Directed and elliptic flow observations in Sn+Sn collisions with radioactive beams at 270 MeV/u

Abstract

Radioactive tin beams were used to explore the flow observables under varying isospin asymmetries while maintaining a constant total charge. The rapidity dependence of directed flow ($v_1$) and elliptic flow ($v_2$) was studied for protons, deuterons, tritons, ${}^3\mathrm{H}e$, and ${}^4\mathrm{H}e$, produced in neutron-rich ${}^{132}\mathrm{Sn}+{}^{124}\mathrm{Sn}$ and neutron-deficient ${}^{108}\mathrm{S}n+{}^{112}\mathrm{S}n$ collisions at 270 $\mathrm{MeV}/\text{nucleon}$. In general, heavier particles exhibited larger $v_1$ and $v_2$ values. The experimental data was used to test transport models which simulate heavy ion collisions. Specifically, comparisons were made with Antisymmetrized Molecular Dynamics (AMD) model calculations, which explicitly account for cluster correlations. Two types of momentum-dependent mean field potentials were tested.
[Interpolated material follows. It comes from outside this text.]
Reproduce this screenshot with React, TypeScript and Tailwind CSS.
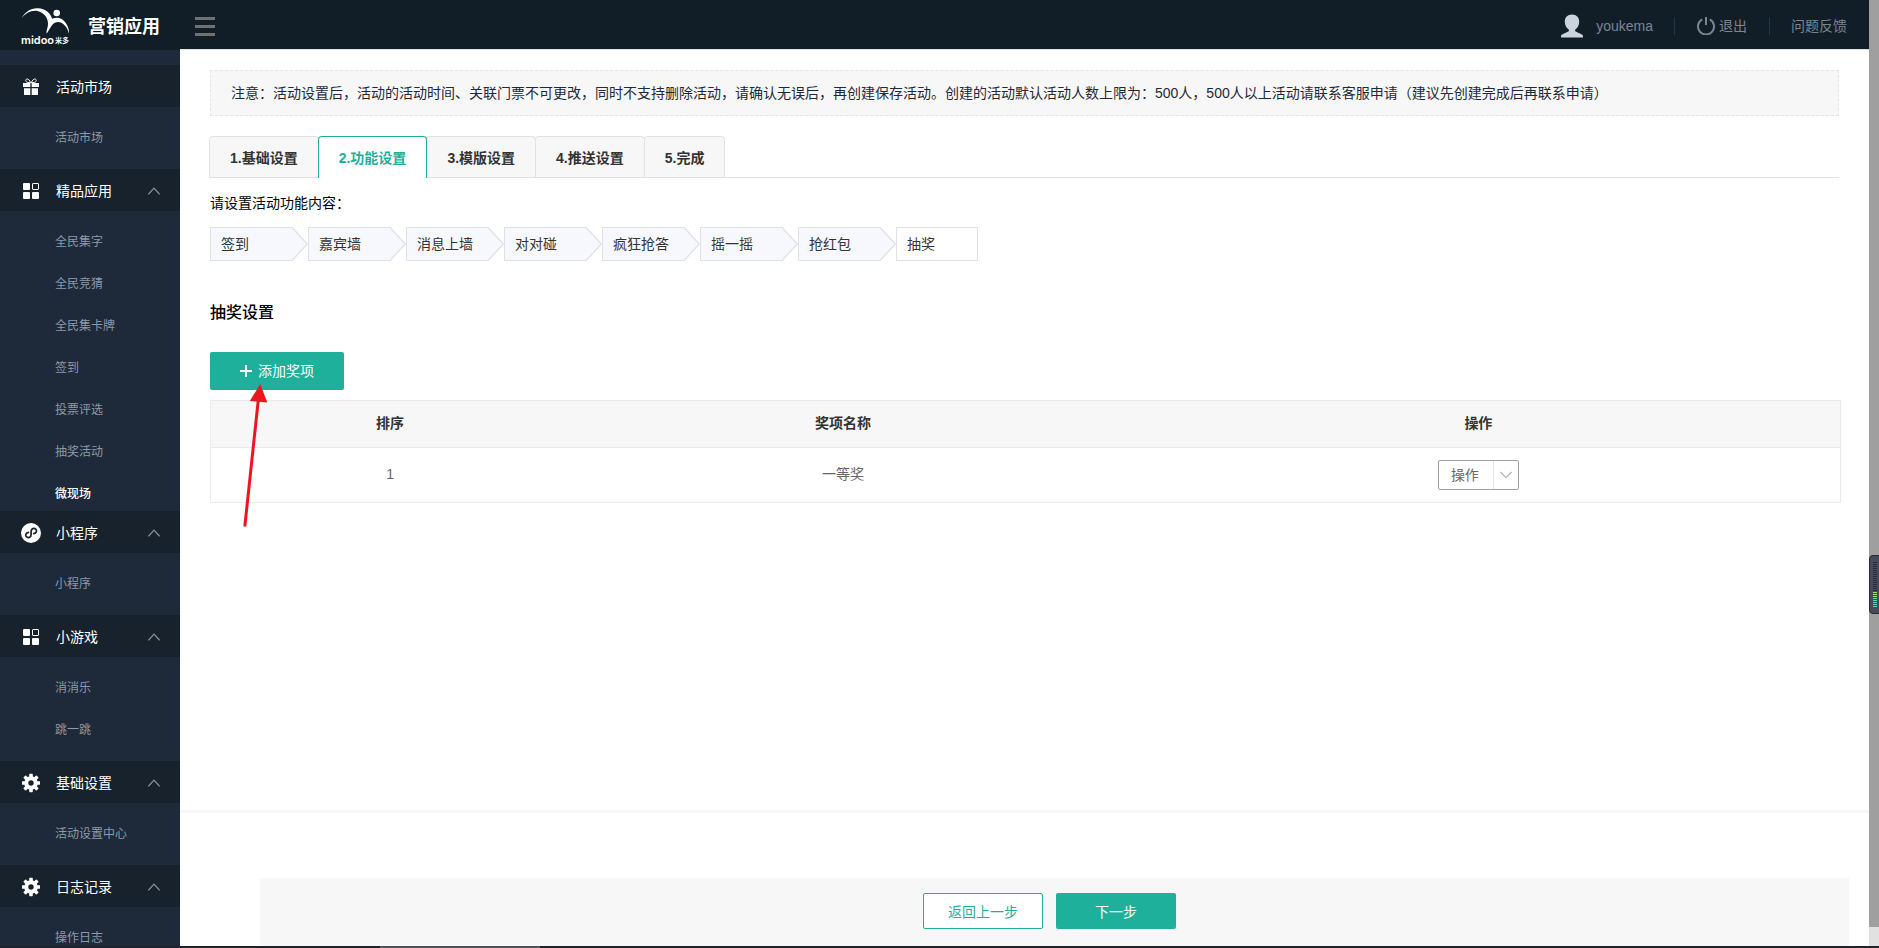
import type { ReactNode } from 'react';

type MenuGroup = {
  title: string;
  icon: ReactNode;
  items: string[];
  collapsible?: boolean;
  tight?: boolean;
};

const GiftIcon = () => (
  <svg width="16" height="18" viewBox="0 0 16 18" fill="#fff" aria-hidden="true">
    <path d="M0 5h7.300v4H0zM8.700 5H16v4H8.700zM1 10.200h6.300V17H1zM8.700 10.200H15V17H8.700z" />
    <path d="M7.600 4.800C6.800 2 5 .6 3.600 1.100 2 1.800 2.700 4.300 5 4.500zM8.400 4.800C9.200 2 11 .6 12.400 1.100 14 1.800 13.300 4.300 11 4.500z" fill="none" stroke="#fff" />
  </svg>
);

const GridIcon = () => (
  <svg width="16" height="16" viewBox="0 0 16 16" fill="#fff" aria-hidden="true">
    <rect width="7" height="7" rx="1" />
    <rect y="9" width="7" height="7" rx="1" />
    <rect x="9" y="9" width="7" height="7" rx="1" />
    <rect x="9.500" y=".5" width="6" height="6" rx=".5" fill="none" stroke="#fff" />
  </svg>
);

const MiniProgramIcon = () => (
  <svg width="20" height="20" viewBox="0 0 20 20" aria-hidden="true">
    <circle cx="10" cy="10" r="10" fill="#fff" />
    <path
      d="M12.800 10.700C15.300 10.200 16.200 8 14.900 6.400 13.200 4.600 10.100 5.600 10.100 8.300V11.700C10.100 14.400 7 15.400 5.300 13.700 4 12.100 4.900 9.900 7.400 9.400"
      fill="none"
      stroke="#17222c"
      strokeWidth="1.700"
      strokeLinecap="round"
    />
  </svg>
);

const GearIcon = () => (
  <svg width="18" height="20" viewBox="-9 -10 18 20" fill="#fff" aria-hidden="true">
    <circle r="6.800" />
    {[0, 45, 90, 135].map((angle) => (
      <rect key={angle} x="-1.800" y="-9.300" width="3.600" height="18.600" rx=".8" transform={`rotate(${angle})`} />
    ))}
    <circle r="2.700" fill="#17222c" />
  </svg>
);

const menu: MenuGroup[] = [
  { title: '活动市场', icon: <GiftIcon />, items: ['活动市场'] },
  {
    title: '精品应用',
    icon: <GridIcon />,
    items: ['全民集字', '全民竞猜', '全民集卡牌', '签到', '投票评选', '抽奖活动', '微现场'],
    collapsible: true,
    tight: true,
  },
  { title: '小程序', icon: <MiniProgramIcon />, items: ['小程序'], collapsible: true },
  { title: '小游戏', icon: <GridIcon />, items: ['消消乐', '跳一跳'], collapsible: true },
  { title: '基础设置', icon: <GearIcon />, items: ['活动设置中心'], collapsible: true },
  { title: '日志记录', icon: <GearIcon />, items: ['操作日志'], collapsible: true },
];

const tabs = ['1.基础设置', '2.功能设置', '3.模版设置', '4.推送设置', '5.完成'];
const steps = ['签到', '嘉宾墙', '消息上墙', '对对碰', '疯狂抢答', '摇一摇', '抢红包', '抽奖'];

const Logo = () => (
  <svg width="50" height="38" viewBox="0 0 50 38" fill="#fff" role="img" aria-label="midoo 米多">
    <path d="M.4 11.500C4 4.500 10 .8 17 1.200 24.500 1.600 29.500 6 31.200 11.800 36 9.500 41.500 11 44.800 16 47.200 19.600 48.300 23 48 26.800 46.800 22.500 45.500 19.600 42.500 17.200 38.500 14 34 14.500 31 18.200 29.200 20.500 27.500 23.800 25.800 26.500 24.800 24.500 27 21 27 16.500 27 10.500 22.500 5.300 16.500 4 10.500 2.900 4.500 6 .4 11.500Z" />
    <circle cx="35.700" cy="6" r="3.300" />
    <text x="0" y="36.500" fontSize="11" fontWeight="600" fontFamily="Inter, sans-serif">midoo</text>
    <text x="34" y="36" fontSize="7" fontWeight="700" fontFamily="Noto Sans CJK SC, sans-serif">米多</text>
  </svg>
);

const Header = () => (
  <header className="flex h-[49px] shrink-0 items-center bg-[#111e28] text-[#7b8690]">
    <div className="flex w-[180px] items-center pt-[2px] pl-[21px]">
      <Logo />
      <span className="ml-[17px] pt-[2px] text-lg leading-6 font-bold text-white">营销应用</span>
    </div>
    <button type="button" aria-label="菜单" className="ml-[15px] flex w-5 flex-col gap-[5px] pt-1">
      <span className="h-[3px] w-full bg-[#717171]" />
      <span className="h-[3px] w-full bg-[#717171]" />
      <span className="h-[3px] w-full bg-[#717171]" />
    </button>
    <div className="ml-auto flex items-center pt-[2px] pr-[22px] leading-[18px]">
      <a href="#" className="flex items-center">
        <svg width="22" height="24" viewBox="0 0 22 24" fill="#cbd3dc" aria-hidden="true">
          <path d="M11 .5C15.500.5 18.200 3.500 18.200 7.500 18.200 11.300 16.500 14.200 14.200 15.600V17.300L20.500 20.200C21.700 20.800 22 21.500 22 22.300V23.500H0V22.300C0 21.500.3 20.800 1.500 20.200L7.800 17.300V15.600C5.500 14.200 3.800 11.300 3.800 7.500 3.800 3.500 6.500.5 11 .5Z" />
        </svg>
        <span className="ml-[13px]">youkema</span>
      </a>
      <span className="ml-[21px] h-[18px] w-px bg-[#22364a]" />
      <a href="#" className="ml-[22px] flex items-center">
        <svg width="18" height="18" viewBox="0 0 18 18" fill="none" stroke="#7b8690" strokeWidth="2" aria-hidden="true">
          <path d="M5.200 2.400A8 8 0 1 0 12.800 2.400M9 0V8" />
        </svg>
        <span className="ml-1">退出</span>
      </a>
      <span className="ml-[22px] h-[18px] w-px bg-[#22364a]" />
      <a href="#" className="ml-[21px]">问题反馈</a>
    </div>
  </header>
);

const Sidebar = () => (
  <nav className="w-[180px] shrink-0 overflow-hidden border-t border-[#111e28] bg-[#1e2939] pt-[15px]">
    {menu.map((group) => (
      <section key={group.title}>
        <h2>
          <button type="button" className="flex h-[42px] w-full items-center bg-[#17222c] pt-px pr-5 text-white">
            <span className="ml-5 flex w-[22px] justify-center">{group.icon}</span>
            <span className="ml-[14px] leading-5">{group.title}</span>
            {group.collapsible && (
              <svg className="ml-auto" width="12" height="8" viewBox="0 0 12 8" fill="none" stroke="#8593a0" strokeWidth="1.200" aria-hidden="true">
                <path d="M.4 7.300 6 1.200 11.600 7.300" />
              </svg>
            )}
          </button>
        </h2>
        <ul className={group.tight ? 'pt-[10px] -mb-1' : 'py-[10px]'}>
          {group.items.map((item) => (
            <li key={item}>
              <a
                href="#"
                className={
                  item === '微现场'
                    ? 'block pl-[55px] text-xs leading-[42px] font-medium text-white'
                    : 'block pl-[55px] text-xs leading-[42px] text-[#8d99aa]'
                }
              >
                {item}
              </a>
            </li>
          ))}
        </ul>
      </section>
    ))}
  </nav>
);

const Tabs = () => (
  <div role="tablist" className="mt-5 -ml-px flex border-b border-[#e1e3e2] font-bold">
    {tabs.map((tab, i) => (
      <button
        key={tab}
        type="button"
        role="tab"
        aria-selected={i === 1}
        className={
          i === 1
            ? 'relative -mb-px -ml-px h-[42px] rounded-t-sm border border-b-0 border-[#1eb09a] bg-white px-5 text-[#1eb09a]'
            : 'h-[41px] rounded-t-sm border border-b-0 border-[#e1e3e2] bg-[#f7f7f7] px-5 pt-px text-[#333] not-first:-ml-px'
        }
      >
        {tab}
      </button>
    ))}
  </div>
);

const Steps = () => (
  <ol className="mt-[14px] flex text-[#333]">
    {steps.map((step, i) =>
      i < steps.length - 1 ? (
        <li key={step} className="flex">
          <span className="h-[34px] w-[82px] border border-r-0 border-[#dfe1e5] bg-[#f6f8fd] pl-[10px] leading-8">{step}</span>
          <svg width="16" height="34" viewBox="0 0 16 34" aria-hidden="true">
            <path d="M0 .5 15.300 17 0 33.500" fill="#f6f8fd" stroke="#dfe1e5" strokeWidth="1.300" />
          </svg>
        </li>
      ) : (
        <li key={step} className="h-[34px] w-[82px] border border-[#dfe1e5] pl-[10px] leading-8">{step}</li>
      )
    )}
  </ol>
);

const PrizeTable = () => (
  <table className="mt-[10px] -mr-[2px] w-[calc(100%+2px)] table-fixed border-collapse border border-[#ebebeb] text-center">
    <thead>
      <tr className="h-[47px] border-b border-[#ebebeb] bg-[#f7f7f7] text-[#333]">
        <th className="w-[22%] pb-[2px] font-bold">排序</th>
        <th className="w-[33.6%] pb-[2px] font-bold">奖项名称</th>
        <th className="pb-[2px] font-bold">操作</th>
      </tr>
    </thead>
    <tbody>
      <tr className="h-[55px] text-[#666]">
        <td className="pb-[2px]">1</td>
        <td className="pb-[2px]">一等奖</td>
        <td>
          <div className="relative mx-auto h-[30px] w-[81px]">
            <select aria-label="操作" className="size-full appearance-none rounded-xs border border-[#a0a0a0] bg-white pl-3 text-[#666]">
              <option>操作</option>
            </select>
            <span className="pointer-events-none absolute inset-y-px right-px flex w-[25px] items-center justify-center border-l border-[#e5e5e5]">
              <svg width="12" height="8" viewBox="0 0 12 8" fill="none" stroke="#b5b5b5" strokeWidth="1.300" aria-hidden="true">
                <path d="M.4 1 6 6.600 11.600 1" />
              </svg>
            </span>
          </div>
        </td>
      </tr>
    </tbody>
  </table>
);

const PointerArrow = () => (
  <svg className="pointer-events-none absolute top-8 left-7 z-10" width="34" height="144" viewBox="0 0 34 144" aria-hidden="true">
    <path d="M6.800 142.500 20.500 14" stroke="#ed1620" strokeWidth="3" />
    <path d="M22.300 0 11.800 17 29.300 18.500Z" fill="#ed1620" />
  </svg>
);

const ScrollTrack = () => (
  <div className="relative flex w-[10px] shrink-0 flex-col bg-[#e1e1e1]">
    <div className="mb-[19px] flex-1 bg-[#9f9f9f]" />
    <svg className="absolute top-[555px] left-0" width="10" height="59" viewBox="0 0 10 59" aria-hidden="true">
      <path d="M10 .5H4A3.500 3.500 0 0 0 .5 4V55A3.500 3.500 0 0 0 4 58.500H10" fill="#464b5b" stroke="#262935" />
      {Array.from({ length: 23 }, (_, i) => (
        <rect key={i} x="4" y={7 + i * 2} width="4" height="1" fill={i < 15 ? '#2b2e3a' : i < 18 ? '#9ee07c' : '#52d8b4'} />
      ))}
    </svg>
  </div>
);

const App = () => {
  return (
    <div className="flex h-screen flex-col overflow-hidden bg-white font-['Liberation_Sans','Noto_Sans_CJK_SC',sans-serif] text-sm">
      <div className="flex min-h-0 flex-1">
        <div className="flex min-w-0 flex-1 flex-col">
          <Header />
          <div className="flex min-h-0 flex-1">
            <Sidebar />
            <div className="flex min-w-0 flex-1 flex-col">
              <main className="flex-1 border-t border-b-3 border-t-[#dfe3e6] border-b-[#f7f7f7] px-[30px] pt-5">
                <p className="border border-dashed border-[#e4e4e4] bg-[#f7f7f7] px-5 leading-11 text-[#1e2939]">
                  注意：活动设置后，活动的活动时间、关联门票不可更改，同时不支持删除活动，请确认无误后，再创建保存活动。创建的活动默认活动人数上限为：500人，500人以上活动请联系客服申请（建议先创建完成后再联系申请）
                </p>
                <Tabs />
                <p className="mt-[15px] leading-5">请设置活动功能内容：</p>
                <Steps />
                <h1 className="mt-10 text-base leading-6 font-medium">抽奖设置</h1>
                <div className="relative mt-[27px]">
                  <button type="button" className="flex h-[38px] w-[134px] items-center rounded-xs bg-[#1eb09a] pl-[30px] text-white">
                    <svg width="12" height="12" viewBox="0 0 12 12" stroke="#fff" strokeWidth="2" aria-hidden="true">
                      <path d="M0 6H12M6 0V12" />
                    </svg>
                    <span className="ml-[6px]">添加奖项</span>
                  </button>
                  <PointerArrow />
                </div>
                <PrizeTable />
              </main>
              <footer className="mt-[65px] mr-5 ml-20 flex h-[68px] shrink-0 justify-center gap-[13px] bg-[#f7f7f7] pt-[15px] pr-[10px]">
                <button type="button" className="h-9 w-30 rounded-xs border border-[#1eb09a] bg-white pt-px text-[#1eb09a]">返回上一步</button>
                <button type="button" className="h-9 w-30 rounded-xs bg-[#1eb09a] pt-px text-white">下一步</button>
              </footer>
            </div>
          </div>
        </div>
        <ScrollTrack />
      </div>
      <div className="h-[2px] shrink-0 bg-[#20222c] pl-[380px]">
        <div className="h-full w-40 bg-[#50525c]" />
      </div>
    </div>
  );
};

export default App;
The results reveal that both $v_1$ and $v_2$ values are enhanced when the mean field incorporates stronger momentum dependence. In addition, $v_2$ exhibits larger sensitivity to symmetry energy than $v_1$ but the overall sensitivity to symmetry energy is low. In an attempt to describe the data, different parameter sets have been tried. Most describe either the hydrogen flow or helium flow reasonably well but none describes the flow of all particles simultaneously.